■川崎との3つの引き分けの中で見えたもの
さて、振り返ってみれば、浦和が川崎と引き分けた3試合も、やはり堅守速攻のカウンター・サッカーとセットプレーを生かした試合だった。
9月1日のルヴァンカップ準々決勝ファーストレグ(浦和ホーム)は1対1の引き分け。シュート数は浦和が6本、川崎が5本というロースコアゲームだった。当時の川崎は三笘薫と田中碧が海外移籍でチームを離れた直後で、しかもDFの要の谷口彰悟が負傷で離脱。さらに前半のうちにもう1人のCBのジェジエウも負傷して交代。ゲームの終盤には車屋紳太郎までもが負傷交代。不動の右SB、山根視来は代表に招集されていて不在という悪条件が重なったゲームだった。

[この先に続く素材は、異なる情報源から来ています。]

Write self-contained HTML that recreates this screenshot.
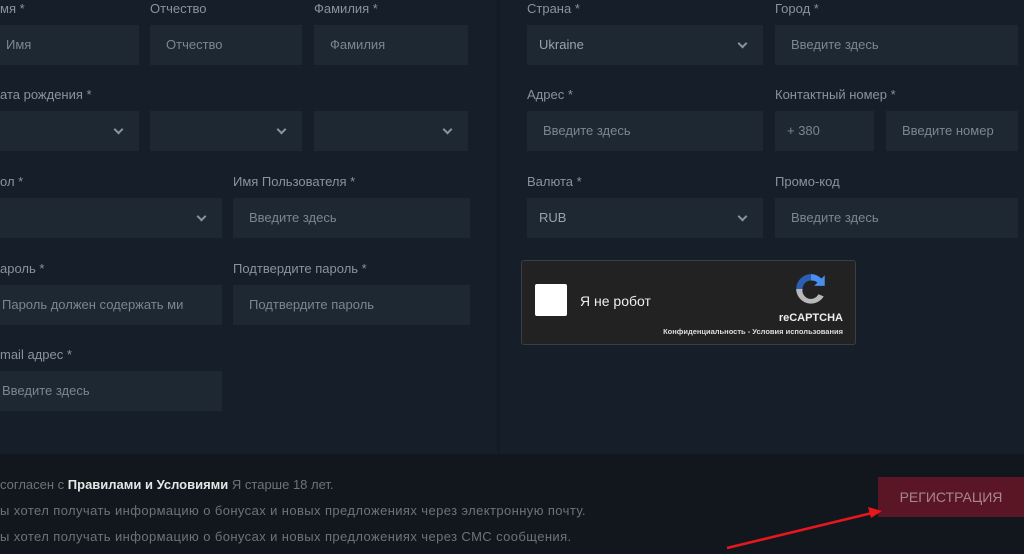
<!DOCTYPE html><html><head><meta charset="utf-8"><style>
*{margin:0;padding:0;box-sizing:border-box}
body{width:1024px;height:554px;overflow:hidden;background:#161f29;font-family:"Liberation Sans",sans-serif;position:relative}
.l{position:absolute;color:#8a939c;font-size:13px}
.i{position:absolute;height:40px;background:#1d2833;color:#7d868f;font-size:13px;line-height:40px;padding-left:16px;white-space:nowrap;overflow:hidden}
.s::after{content:"";position:absolute;right:17px;top:15px;width:5px;height:5px;border-right:2px solid #8a939c;border-bottom:2px solid #8a939c;transform:rotate(45deg)}
.v{color:#9aa2aa;padding-left:12px}
.bot{position:absolute;left:0;top:454px;width:1024px;height:100px;background:#12171e}
.t{position:absolute;left:0;color:#6b737b;font-size:13px;white-space:nowrap}
</style></head><body>
<div style="position:absolute;left:497px;top:0;width:3px;height:454px;background:#121a22"></div>
<div class="l" style="left:0;top:1px">мя *</div>
<div class="l" style="left:150px;top:1px">Отчество</div>
<div class="l" style="left:314px;top:1px">Фамилия *</div>
<div class="i" style="left:-10px;top:25px;width:149px">Имя</div>
<div class="i" style="left:150px;top:25px;width:152px">Отчество</div>
<div class="i" style="left:314px;top:25px;width:154px">Фамилия</div>
<div class="l" style="left:0;top:87px">ата рождения *</div>
<div class="i s" style="left:-10px;top:111px;width:149px"></div>
<div class="i s" style="left:150px;top:111px;width:152px"></div>
<div class="i s" style="left:314px;top:111px;width:154px"></div>
<div class="l" style="left:0;top:174px">ол *</div>
<div class="l" style="left:233px;top:174px">Имя Пользователя *</div>
<div class="i s" style="left:-10px;top:198px;width:232px"></div>
<div class="i" style="left:233px;top:198px;width:237px">Введите здесь</div>
<div class="l" style="left:0;top:261px">ароль *</div>
<div class="l" style="left:233px;top:261px">Подтвердите пароль *</div>
<div class="i" style="left:-14px;top:285px;width:236px">Пароль должен содержать ми</div>
<div class="i" style="left:233px;top:285px;width:237px">Подтвердите пароль</div>
<div class="l" style="left:0;top:347px">mail адрес *</div>
<div class="i" style="left:-14px;top:371px;width:236px">Введите здесь</div>

<div class="l" style="left:527px;top:1px">Страна *</div>
<div class="l" style="left:775px;top:1px">Город *</div>
<div class="i s v" style="left:527px;top:25px;width:236px">Ukraine</div>
<div class="i" style="left:775px;top:25px;width:243px">Введите здесь</div>
<div class="l" style="left:527px;top:87px">Адрес *</div>
<div class="l" style="left:775px;top:87px">Контактный номер *</div>
<div class="i" style="left:527px;top:111px;width:236px">Введите здесь</div>
<div class="i" style="left:775px;top:111px;width:99px;padding-left:12px">+ 380</div>
<div class="i" style="left:886px;top:111px;width:132px">Введите номер</div>
<div class="l" style="left:527px;top:174px">Валюта *</div>
<div class="l" style="left:775px;top:174px">Промо-код</div>
<div class="i s v" style="left:527px;top:198px;width:236px">RUB</div>
<div class="i" style="left:775px;top:198px;width:243px">Введите здесь</div>

<div style="position:absolute;left:521px;top:260px;width:335px;height:85px;background:#222;border:1px solid #3a3f44;border-radius:3px">
<div style="position:absolute;left:13px;top:23px;width:32px;height:32px;background:#fff;border-radius:2px"></div>
<div style="position:absolute;left:58px;top:32px;color:#eee;font-size:14px">Я не робот</div>
<svg style="position:absolute;left:271px;top:10px" width="36" height="36" viewBox="0 0 34 34"><path d="M17 3a14 14 0 0 1 12 7l-5 2a8 8 0 0 0-7-3z" fill="#4a8ef0"/><path d="M3 17a14 14 0 0 1 14-14v6a8 8 0 0 0-8 8z" fill="#2b5fb5"/><path d="M3 17a14 14 0 0 0 26 7l-5-2a8 8 0 0 1-15-5z" fill="#b8b8b8"/><path d="M30 4v10h-10z" fill="#4a8ef0"/></svg>
<div style="position:absolute;right:12px;top:51px;color:#eee;font-size:11px;font-weight:bold">reCAPTCHA</div>
<div style="position:absolute;right:12px;top:66px;color:#ddd;font-size:7.5px;font-weight:bold">Конфиденциальность - Условия использования</div>
</div>

<div class="bot"></div>
<div class="t" style="top:477px">согласен с <b style="color:#e6e6e6">Правилами и Условиями</b> Я старше 18 лет.</div>
<div class="t" style="top:503px;letter-spacing:0.4px">ы хотел получать информацию о бонусах и новых предложениях через электронную почту.</div>
<div class="t" style="top:529px;letter-spacing:0.4px">ы хотел получать информацию о бонусах и новых предложениях через СМС сообщения.</div>
<div style="position:absolute;left:878px;top:477px;width:146px;height:40px;background:#5a1625;color:#a8868d;font-size:14px;line-height:40px;text-align:center">РЕГИСТРАЦИЯ</div>
<svg style="position:absolute;left:0;top:0" width="1024" height="554"><line x1="727" y1="548" x2="872" y2="513" stroke="#e8171c" stroke-width="2.5"/><path d="M882 511l-14-4 3 11z" fill="#e8171c"/></svg>
</body></html>
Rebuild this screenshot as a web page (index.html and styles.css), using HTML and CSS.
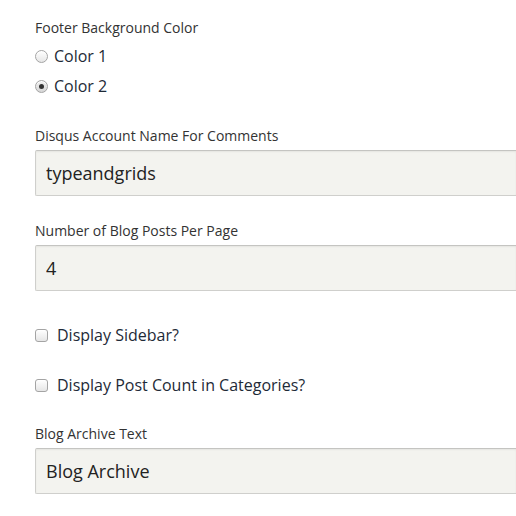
FILE: index.html
```html
<!DOCTYPE html>
<html>
<head>
<meta charset="utf-8">
<link rel="stylesheet" href="styles.css">
</head>
<body>
<form class="settings">
  <div class="field field-radios">
    <div class="label">Footer Background Color</div>
    <div class="options">
      <label class="option"><input type="radio" name="footer" class="radio"><span>Color 1</span></label>
      <label class="option"><input type="radio" name="footer" class="radio" checked><span>Color 2</span></label>
    </div>
  </div>
  <div class="field field-text">
    <div class="label">Disqus Account Name For Comments</div>
    <input class="text" type="text" value="typeandgrids">
  </div>
  <div class="field field-text">
    <div class="label">Number of Blog Posts Per Page</div>
    <input class="text" type="text" value="4">
  </div>
  <div class="field field-checks">
    <label class="option"><input type="checkbox" class="check"><span>Display Sidebar?</span></label>
    <label class="option"><input type="checkbox" class="check"><span>Display Post Count in Categories?</span></label>
  </div>
  <div class="field field-text">
    <div class="label">Blog Archive Text</div>
    <input class="text" type="text" value="Blog Archive">
  </div>
</form>
</body>
</html>
```
FILE: styles.css
```css
html, body {
  margin: 0;
  padding: 0;
  background: #ffffff;
}
body {
  font-family: "Open Sans", "Noto Sans", sans-serif;
  overflow: hidden;
}
.settings {
  padding: 18px 0 0 35px;
  display: flex;
  flex-direction: column;
}
.label {
  font-size: 14px;
  line-height: 20px;
  color: #333333;
  margin-bottom: 4px;
  white-space: nowrap;
}
.field-radios .label {
  margin-bottom: 6px;
}
.options {
  display: flex;
  flex-direction: column;
  gap: 6px;
}
.field-radios {
  margin-bottom: 28px;
}
.field-text {
  margin-bottom: 25px;
}
.field-text + .field-checks {
  margin-top: 7px;
}
.field-checks {
  display: flex;
  flex-direction: column;
  gap: 26px;
  margin-bottom: 27px;
}
.option {
  display: flex;
  align-items: center;
  font-size: 16px;
  line-height: 24px;
  color: #1e2a37;
  white-space: nowrap;
}
.radio, .check {
  -webkit-appearance: none;
  appearance: none;
  margin: 0 6px 0 0;
  width: 13px;
  height: 13px;
  flex: none;
  border: 1px solid #a4a4a4;
  background: linear-gradient(#ffffff, #e6e6e6);
  box-shadow: inset 0 1px 0 #ffffff;
  position: relative;
}
.radio {
  border-radius: 50%;
  margin-right: 6px;
}
.radio:checked {
  background: linear-gradient(#f0f0f0, #d6d6d6);
}
.radio:checked::after {
  content: "";
  position: absolute;
  left: 50%;
  top: 50%;
  width: 5px;
  height: 5px;
  margin: -2.5px 0 0 -2.5px;
  border-radius: 50%;
  background: #333333;
}
.check {
  border-radius: 3px;
  margin-right: 9px;
}
.text {
  box-sizing: border-box;
  display: block;
  width: 100%;
  height: 46px;
  margin: 0;
  padding: 0 10px;
  border: 1px solid #cfcfcc;
  border-top-color: #c4c4c1;
  border-right: none;
  border-radius: 2px 0 0 2px;
  background: #f3f3ef;
  box-shadow: inset 0 1px 2px rgba(0,0,0,0.06);
  font-family: "Open Sans", "Noto Sans", sans-serif;
  font-size: 18px;
  color: #222222;
  outline: none;
}
```
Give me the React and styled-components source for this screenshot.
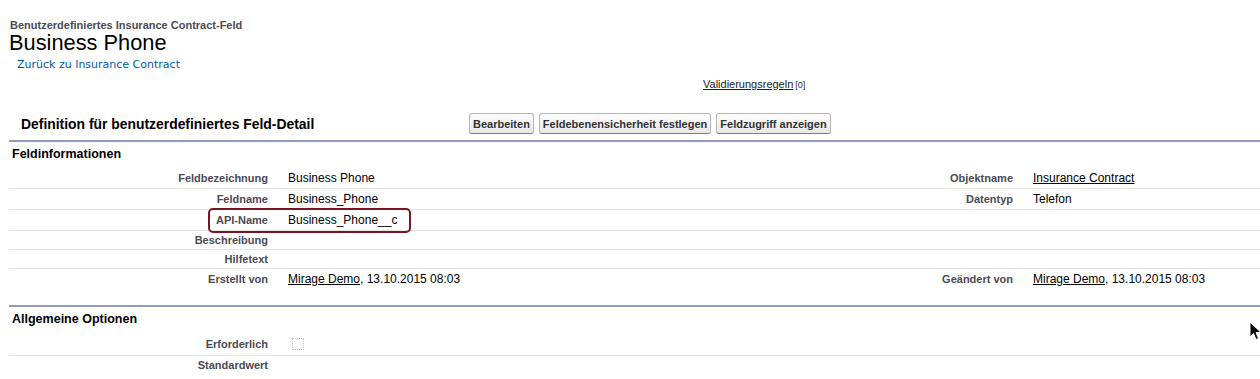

その4日後のセカンドレグでは、やはり谷口、ジェジエウ、車屋が不在(ジェジエウは後半から出場)という川崎だったが、ファーストレグの後半から右SBとして起用された橘田健人が山根の穴を埋めるなどして、なんとか態勢を立て替えてきた。
そして、川崎は試合内容では浦和を圧倒してみせた。主力選手が欠けてもしっかりと代役が機能する川崎というチームの強さを見せつけたゲームだった。
この試合のシュート数は浦和の5本に対して川崎が11本。8分にDFの岩波拓也からのロングボールを受けた江坂がうまくドリブルで抜け出して先制したものの、前半のうちに同点とされ、さらに77分、83分とCKから決められ、浦和にとっては万事休すかと思われた。
だが、87分には右からのクロスを川崎のGK鄭成龍が弾き、角度のないところからキャスパー・ユンカーが決め、さらに90+4分には江坂の左CKからの混戦の中で、FWとして交代出場していた槙野智章が決めて追いつき、アウェーゴールの差で浦和の準決勝進出が決まったのだ。